A l'apogée de son règne, Yacoub al-Mansour entreprend d'édifier à Ribat el Fath une « Alexandrie de l'Atlantique ». Il érige la Tour Hassan à l'image de la Koutoubia de Marrakech et de la Giralda de Séville. Une tour qui devait constituer le minaret d'une des plus grandes mosquées au monde pouvant contenir une armée entière. Il fortifie également la Kasbah et l'entoure de deux immenses murailles percées de cinq portes. Mais Yacoub al- Mansour meurt sans avoir achevé son œuvre et la ville perd alors de son éclat. La plus grande mosquée du monde, la Tour Hassan, ne sera jamais terminée et tombera peu à peu en ruines.

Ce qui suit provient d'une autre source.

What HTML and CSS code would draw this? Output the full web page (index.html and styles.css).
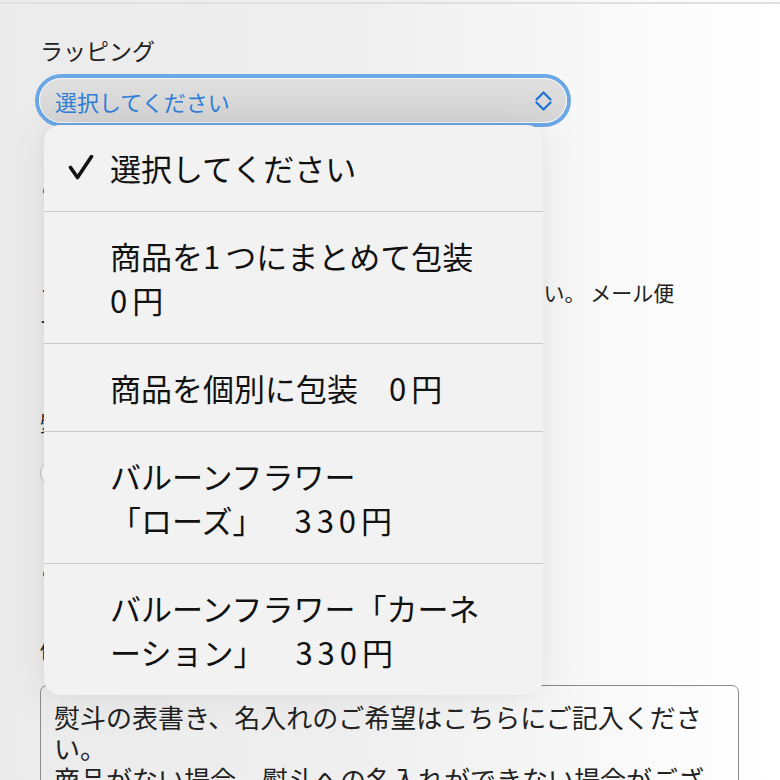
FILE: index.html
```html
<!DOCTYPE html>
<html lang="ja">
<head>
<meta charset="utf-8">
<title>ラッピング</title>
<link rel="stylesheet" href="styles.css">
</head>
<body>
<div class="topline"></div>
<main class="form">
  <div class="field-label l-wrap">ラッピング</div>
  <div class="select-wrap">
    <div class="select">
      <span class="select-value">選択してください</span>
      <svg class="chev" width="17" height="20" viewBox="0 0 17 20" aria-hidden="true">
        <polyline points="1.5,8.5 8.5,1.5 15.5,8.5" />
        <polyline points="1.5,11.5 8.5,18.5 15.5,11.5" />
      </svg>
    </div>
    <ul class="menu">
      <li class="opt">
        <span class="check"><svg width="26" height="26" viewBox="0 0 26 26" aria-hidden="true"><path d="M2.5 12.5 L9.5 22.5 L23.5 1.5" /></svg></span>
        <span class="opt-text">選択してください</span>
      </li>
      <li class="opt">
        <span class="check"></span>
        <span class="opt-text"><span class="ln">商品を<span class="num">1</span>つにまとめて包装</span><span class="ln"><span class="num">0</span>円</span></span>
      </li>
      <li class="opt">
        <span class="check"></span>
        <span class="opt-text"><span class="ln">商品を個別に包装　<span class="num">0</span>円</span></span>
      </li>
      <li class="opt">
        <span class="check"></span>
        <span class="opt-text"><span class="ln">バルーンフラワー</span><span class="ln">「ローズ」　<span class="num">330</span>円</span></span>
      </li>
      <li class="opt">
        <span class="check"></span>
        <span class="opt-text"><span class="ln">バルーンフラワー「カーネ</span><span class="ln">ーション」　<span class="num">330</span>円</span></span>
      </li>
    </ul>
  </div>
  <div class="field-label l-note">ご希望のラッピング</div>
  <p class="notice"><span class="ln">ラッピングをご希望の場合は、下記よりお選びください。 メール便</span><span class="ln">ではラッピングできません。</span></p>
  <div class="field-label l-noshi">熨斗</div>
  <div class="radio-row"><span class="radio"></span><span>なし</span></div>
  <div class="field-label l-caution">ご注意</div>
  <div class="field-label l-memo">備考</div>
  <div class="memo" role="textbox" aria-multiline="true">熨斗の表書き、名入れのご希望はこちらにご記入ください。
商品がない場合、熨斗への名入れができない場合がございます。</div>
</main>
</body>
</html>
```
FILE: styles.css
```css
html, body {
  margin: 0;
  padding: 0;
  overflow: hidden;
  height: 100%;
}
body {
  font-family: "Noto Sans CJK JP", "Noto Sans", sans-serif;
  color: #222;
  background: linear-gradient(90deg, #ebebeb 0%, #efefef 45%, #f6f6f6 70%, #fdfdfd 92%, #ffffff 100%);
  padding-top: 2px;
  box-sizing: border-box;
  text-spacing-trim: space-all;
}
.topline {
  height: 2px;
  background: #e0e0e0;
}
.form {
  padding: 0 41px 0 40px;
  display: flex;
  flex-direction: column;
  align-items: flex-start;
}
.field-label {
  font-size: 21px;
  line-height: 30px;
  color: #222;
}
.l-wrap {
  margin-top: 31px;
  font-size: 23px;
}
.select-wrap {
  position: relative;
  margin-top: 13px;
  margin-left: -1px;
}
.select {
  width: 528px;
  height: 45px;
  box-sizing: border-box;
  border-radius: 23px;
  border: 1.5px solid #f7f7f7;
  background: linear-gradient(180deg, #dfdfdf 0%, #d6d6d6 100%);
  box-shadow: 0 0 0 4px #6ca8e6;
  display: flex;
  align-items: center;
  justify-content: space-between;
  padding: 0 14px 0 15px;
}
.select-value {
  font-size: 22px;
  line-height: 30px;
  color: #2f7fd8;
}
.chev {
  display: block;
}
.chev polyline {
  fill: none;
  stroke: #1d72d6;
  stroke-width: 2.2;
  stroke-linecap: round;
  stroke-linejoin: round;
}
.menu {
  position: absolute;
  top: calc(100% + 2px);
  left: 5px;
  width: 499px;
  margin: 0;
  padding: 0;
  list-style: none;
  background: #f2f2f2;
  border-radius: 16px;
  box-shadow: 0 0 50px rgba(0, 0, 0, 0.07), 0 0 12px rgba(0, 0, 0, 0.04);
  z-index: 10;
  overflow: hidden;
}
.opt {
  display: grid;
  grid-template-columns: 42px 1fr;
  align-items: center;
  padding: 22px 0 21px 24px;
  border-top: 1px solid #c9c9c9;
  font-size: 31px;
  line-height: 44px;
  color: #111;
}
.opt:first-child {
  border-top: none;
  padding-top: 21px;
}
.check {
  display: flex;
  align-items: center;
  height: 44px;
}
.check svg path {
  fill: none;
  stroke: #111;
  stroke-width: 3.6;
  stroke-linecap: round;
  stroke-linejoin: round;
}
.opt-text {
  display: flex;
  flex-direction: column;
}
.ln {
  display: block;
  white-space: nowrap;
}
.num {
  letter-spacing: 5px;
}
.l-note {
  margin-top: 47px;
}
.notice {
  margin: 75px 0 0;
  font-size: 21px;
  line-height: 34px;
  color: #222;
}
.l-noshi {
  margin-top: 64px;
}
.radio-row {
  margin-top: 24px;
  display: flex;
  align-items: center;
  gap: 10px;
  font-size: 21px;
  line-height: 24px;
}
.radio {
  width: 22px;
  height: 22px;
  border: 1px solid #bdbdbd;
  border-radius: 50%;
  background: #fafafa;
}
.l-caution {
  margin-top: 68px;
}
.l-memo {
  margin-top: 51px;
}
.memo {
  margin-top: 21px;
  width: 699px;
  height: 200px;
  box-sizing: border-box;
  border: 1.5px solid #8a8a8a;
  border-radius: 7px;
  padding: 15px 12px 15px 13px;
  font-size: 26px;
  line-height: 31px;
  color: #222;
  white-space: pre-wrap;
  overflow: hidden;
}
```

La fin de la dynastie Almohade amorcera le déclin de Ribat Al Fath. Néanmoins cette ville, capitale de l'empire Almohade, port d'embarquement des troupes vers l'Andalousie, Alexandrie rêvée d'un puissant sultan qui se ruina à la construire, aura, à la faveur des tumultes de l'histoire, un autre destin que celui qui devait être le sien. Un destin andalou. En effet, en 1492, à la chute de Grenade, dernier bastion de ce qui fut l'empire arabo-andalou, et alors que Salé-le-Neuf n'est plus depuis longtemps qu'un hameau abritant quelques centaines de maisons, comparée à Salé-le-Vieux, premier port commercial du Royaume de Fès, la ville devient l'un des points de chute principaux de plusieurs milliers de réfugiés andalous chassés par les édits d'expulsion successifs émis par les Rois catholiques d'Espagne lancés dans une rageuse reconquête inquisitrice. Persécutés, astreints à porter le signe du croissant jaune en marque d'infamie cousu sur leur chapeau, spolies, victimes de pogroms, jetés à la mer, les musulmans et les juifs d'Andalousie fuient par vagues successives la terre de leurs ancêtres. Certains, comme les habitants de la ville de Homachos, au nombre de 5.000 environ et formant un groupe homogène, constitueront la première vague qui emportera avec elle biens, fortunes et caveaux familiaux. A leur arrivée, ils s'installent à la Kasbah des Oudayas qu'ils renforcent militairement et reconstruisent en y imprégnant un fort cachet andalou.